▶ **GIVEN INFORMATION**:
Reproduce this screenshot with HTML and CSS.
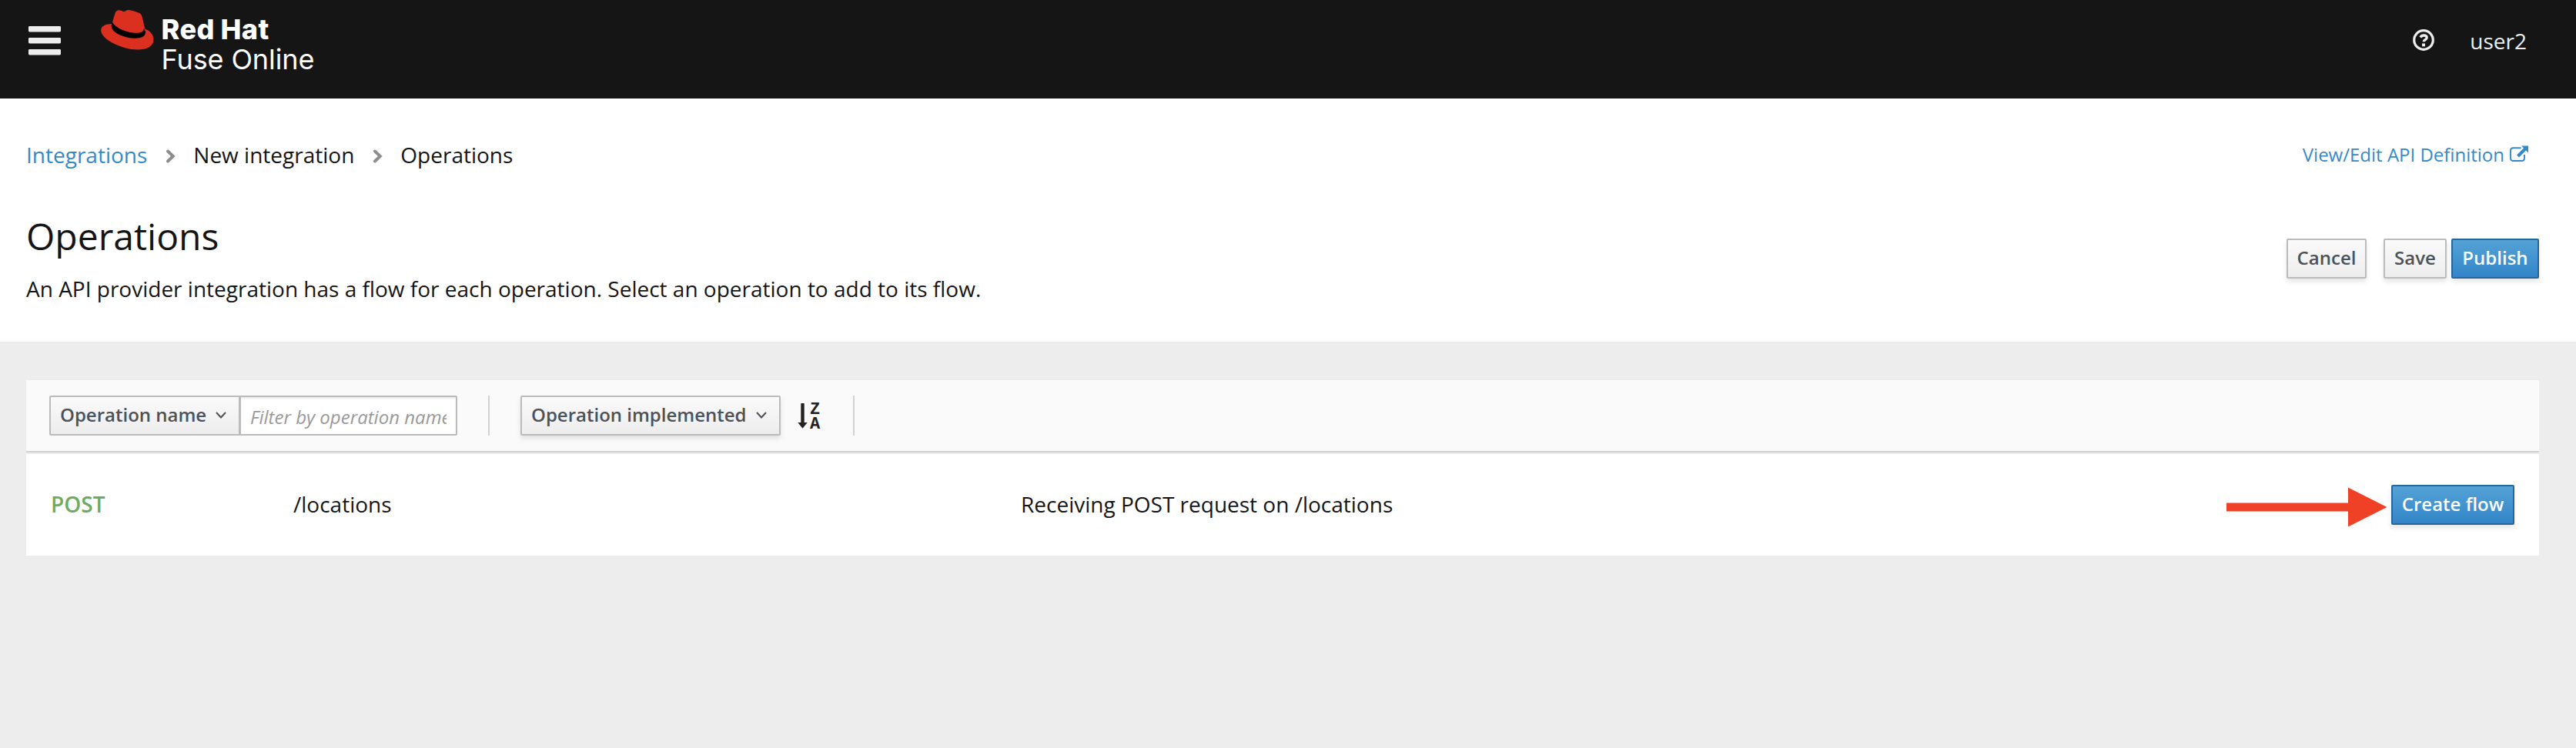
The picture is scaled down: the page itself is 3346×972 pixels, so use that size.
FILE: index.html
```html
<!DOCTYPE html>
<html lang="en">
<head>
<meta charset="utf-8">
<title>Fuse Online - Operations</title>
<link rel="stylesheet" href="styles.css">
</head>
<body>
<header class="masthead">
  <button class="menu" aria-label="Menu">
    <svg width="42" height="38" viewBox="0 0 42 38"><g fill="#ededed"><rect y="0" width="42" height="7.4" rx="1.4"/><rect y="15" width="42" height="7.4" rx="1.4"/><rect y="30" width="42" height="7.4" rx="1.4"/></g></svg>
  </button>
  <a class="brand">
    <svg class="hat" width="69" height="52" viewBox="0 0 69 52">
      <path fill="#db3020" d="M14.500 18C5 18 .2 21.500 .2 26.500C.2 38 27 51.500 48 51.500C60 51.500 68.500 47 68.500 38.500C68.500 32 64.500 27.500 57.300 24.500L53.500 8.500C52.600 5.500 51.500 4.500 47.500 3C44 1.500 38.500 0 35.500 0C33 0 32 2 30 2C28 2 26.500 .3 23.500 .3C20.800 .3 19.300 1.800 18.200 5C17.200 8.500 15.300 15 14.500 18Z"/>
      <path fill="#000" d="M15 15.500C18 23.500 35 29.800 46 29.800C53 29.800 55.500 27.500 56 24L57.800 27.500C58.800 33 54.500 36.800 45 36.800C32 36.800 15 30.500 13.700 21.500C13.500 19.500 14.300 17.500 15 15.500Z"/>
    </svg>
    <span class="wordmark"><b class="company">Red Hat</b><span class="product">Fuse Online</span></span>
  </a>
  <div class="tools">
    <svg width="28" height="28" viewBox="0 0 28 28" fill="none" stroke="#ededed"><circle cx="14" cy="14" r="12.300" stroke-width="3.200"/><path d="M9.800 10.500C11 8.700 12.500 8 14.200 8C16.500 8 18.200 9 18.200 11C18.200 13.600 14.200 13.400 14.200 16.300" stroke-width="3.300"/><path d="M14 18.500V22.300" stroke-width="4"/></svg>
    <span class="user">user2</span>
  </div>
</header>

<section class="page-head">
  <div class="crumb-row">
    <nav class="crumbs">
      <a class="link">Integrations</a>
      <svg class="sep" width="12" height="18" viewBox="0 0 12 18"><path d="M2 2.500L8.800 9L2 15.500" fill="none" stroke="#8b8d8f" stroke-width="4" stroke-linecap="round"/></svg>
      <span class="crumb-mid">New integration</span>
      <svg class="sep" width="12" height="18" viewBox="0 0 12 18"><path d="M2 2.500L8.800 9L2 15.500" fill="none" stroke="#8b8d8f" stroke-width="4" stroke-linecap="round"/></svg>
      <span class="crumb-last">Operations</span>
    </nav>
    <a class="link api-link">View/Edit API Definition
      <svg width="24" height="22" viewBox="0 0 24 22"><path d="M14.500 3.200H4.500Q1 3.200 1 6.500V16.500Q1 20 4.500 20H15.500Q19 20 19 16.500V12" fill="none" stroke="#338aca" stroke-width="1.900"/><path d="M10.500 14L20 4.500" fill="none" stroke="#338aca" stroke-width="4"/><path d="M15 .5H24V9.500Z" fill="#338aca"/></svg>
    </a>
  </div>
  <div class="title-row">
    <div>
      <h1 class="title">Operations</h1>
      <p class="lead">An API provider integration has a flow for each operation. Select an operation to add to its flow.</p>
    </div>
    <div class="actions">
      <button class="btn cancel">Cancel</button>
      <button class="btn save">Save</button>
      <button class="btn primary publish">Publish</button>
    </div>
  </div>
</section>

<main class="panel">
  <div class="toolbar">
    <button class="btn filter-type"><span>Operation name</span><svg width="14" height="9" viewBox="0 0 14 9"><path d="M1 1L7 7.500L13 1" fill="none" stroke="#4d5258" stroke-width="2"/></svg></button>
    <input class="filter-input" type="text" placeholder="Filter by operation name">
    <span class="rule"></span>
    <button class="btn sort-type"><span>Operation implemented</span><svg width="14" height="9" viewBox="0 0 14 9"><path d="M1 1L7 7.500L13 1" fill="none" stroke="#4d5258" stroke-width="2"/></svg></button>
    <svg class="sort-icon" width="30" height="36" viewBox="0 0 30 36"><path d="M4.300 2.500Q4.300 2 4.800 2H8.200Q8.700 2 8.700 2.500V27H12.700L6.500 34.800L.3 27H4.300Z" fill="#222"/><text class="sort-letter" x="22.500" y="16">Z</text><text class="sort-letter" x="22.500" y="34.800">A</text></svg>
    <span class="rule rule-end"></span>
  </div>
  <div class="row">
    <span class="method">POST</span>
    <span class="path">/locations</span>
    <span class="desc">Receiving POST request on /locations</span>
    <svg class="pointer" width="210" height="52" viewBox="0 0 210 52"><path d="M0 20.500H158V.5L208.500 26L158 51.500V31.500H0Z" fill="#ee4126"/></svg>
    <button class="btn primary create">Create flow</button>
  </div>
</main>
</body>
</html>
```
FILE: styles.css
```css
* { box-sizing: border-box; }
body {
  margin: 0;
  background: #ededed;
  color: #151515;
  font-family: "Open Sans", sans-serif;
  font-size: 28px;
  line-height: 42px;
  white-space: nowrap;
}
svg { display: block; flex: none; overflow: visible; }
button { font: inherit; }

.masthead { display: flex; align-items: flex-start; height: 128px; background: #151515; padding: 0 64px 0 37px; }
.menu { margin-top: 33.5px; padding: 0; border: 0; background: none; }
.brand { display: flex; margin-left: 52px; }
.hat { margin-top: 13px; }
.wordmark { display: flex; flex-direction: column; margin: 19px 0 0 9.5px; color: #fff; font-family: Inter, sans-serif; font-size: 36px; line-height: 39px; }
.company { font-weight: 800; letter-spacing: 0.5px; word-spacing: -1px; }
.product { font-weight: 400; letter-spacing: -0.1px; }
.tools { display: flex; margin-left: auto; color: #ededed; }
.tools svg { margin-top: 38px; }
.user { margin: 32px 0 0 46px; }

.page-head { height: 316px; background: #fff; padding: 52px 48px 0 34px; }
.crumb-row { display: flex; height: 42px; justify-content: space-between; }
.crumbs { display: flex; }
.link { color: #338aca; }
.sep { margin: 14px 23px 0 25px; }
.api-link { display: flex; gap: 7px; margin-right: 14px; font-size: 24px; }
.api-link svg { margin-top: 9px; }
.title-row { display: flex; justify-content: space-between; }
.title { margin: 54px 0 0; font-size: 48px; font-weight: 400; line-height: 62px; }
.lead { margin: 16px 0 0; }
.actions { display: flex; padding-top: 88px; }

.btn {
  height: 52px;
  padding: 0 0 2px;
  border: 2px solid #bbb;
  border-radius: 2px;
  background: linear-gradient(#fafafa, #ededed);
  box-shadow: 0 4px 6px rgba(3, 3, 3, 0.1);
  color: #4d5258;
  font-size: 24px;
  font-weight: 600;
  line-height: 44px;
}
.primary { border-color: #25669c; background: linear-gradient(#54a2d6, #3385c8); color: #fff; }
.cancel { width: 104px; margin-right: 22px; }
.save { width: 82px; margin-right: 6px; }
.publish { width: 114px; }

.panel { margin: 50px 48px 0 34px; background: #fff; }
.toolbar { display: flex; height: 96px; padding: 20px 0 0 30px; background: #fafafa; border-bottom: 2px solid #ededed; box-shadow: inset 0 -2px #d1d1d1; }
.filter-type, .sort-type { display: flex; align-items: center; gap: 12px; padding-left: 12px; }
.filter-type { width: 248px; box-shadow: none; }
.filter-input {
  width: 284px;
  height: 52px;
  margin-left: -2px;
  padding: 4px 12px 2px;
  border: 2px solid #bbb;
  border-left-width: 3px;
  border-radius: 0 2px 2px 0;
  background: #fff;
  box-shadow: inset 0 2px 2px rgba(3, 3, 3, 0.075);
  font: 24px "Open Sans", sans-serif;
}
.filter-input::placeholder { color: #999; font-style: italic; opacity: 1; }
.rule { width: 2px; height: 52px; margin: 0 40px; background: #d1d1d1; }
.sort-type { width: 338px; }
.sort-icon { margin: 8px 0 0 22px; }
.sort-letter { fill: #222; font: bold 22px "Liberation Mono", monospace; text-anchor: middle; }
.rule-end { margin: 0 0 0 42px; }

.row { display: flex; align-items: center; height: 132px; padding: 0 32px; }
.method, .path, .desc { margin-top: -2px; }
.method { width: 315px; color: #6cac62; font-weight: 600; }
.path { width: 945px; }
.pointer { margin: 6px 4px 0 auto; }
.create { width: 160px; }
```
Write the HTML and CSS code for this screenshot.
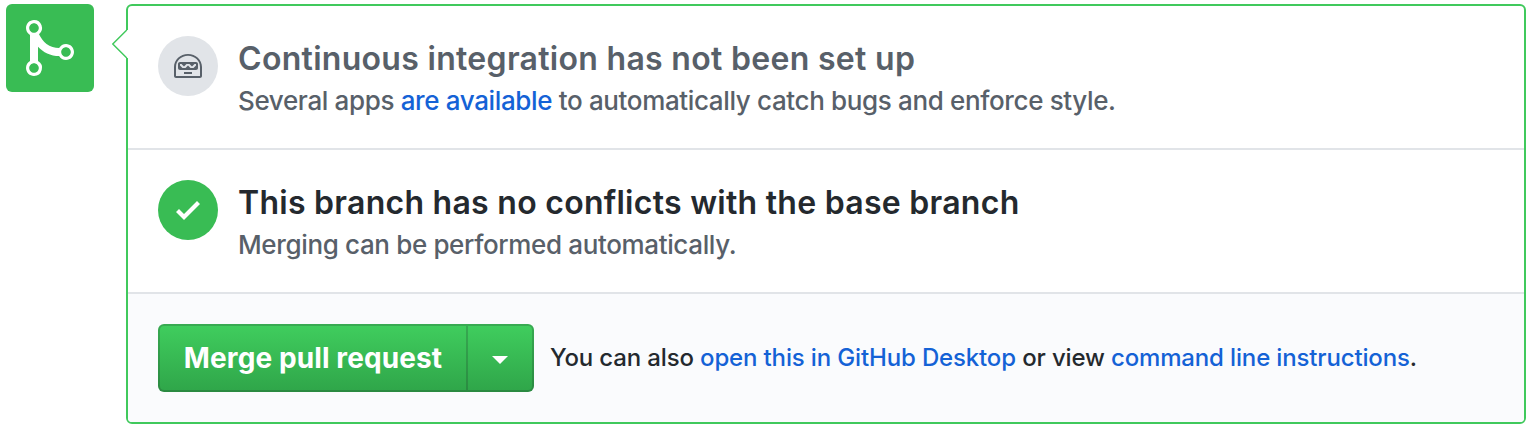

▶ **TASK**:
Report the number of lines in the entries above that include the word "screenshot" and add nothing to it.

▶ **TASK RESPONSE**:
2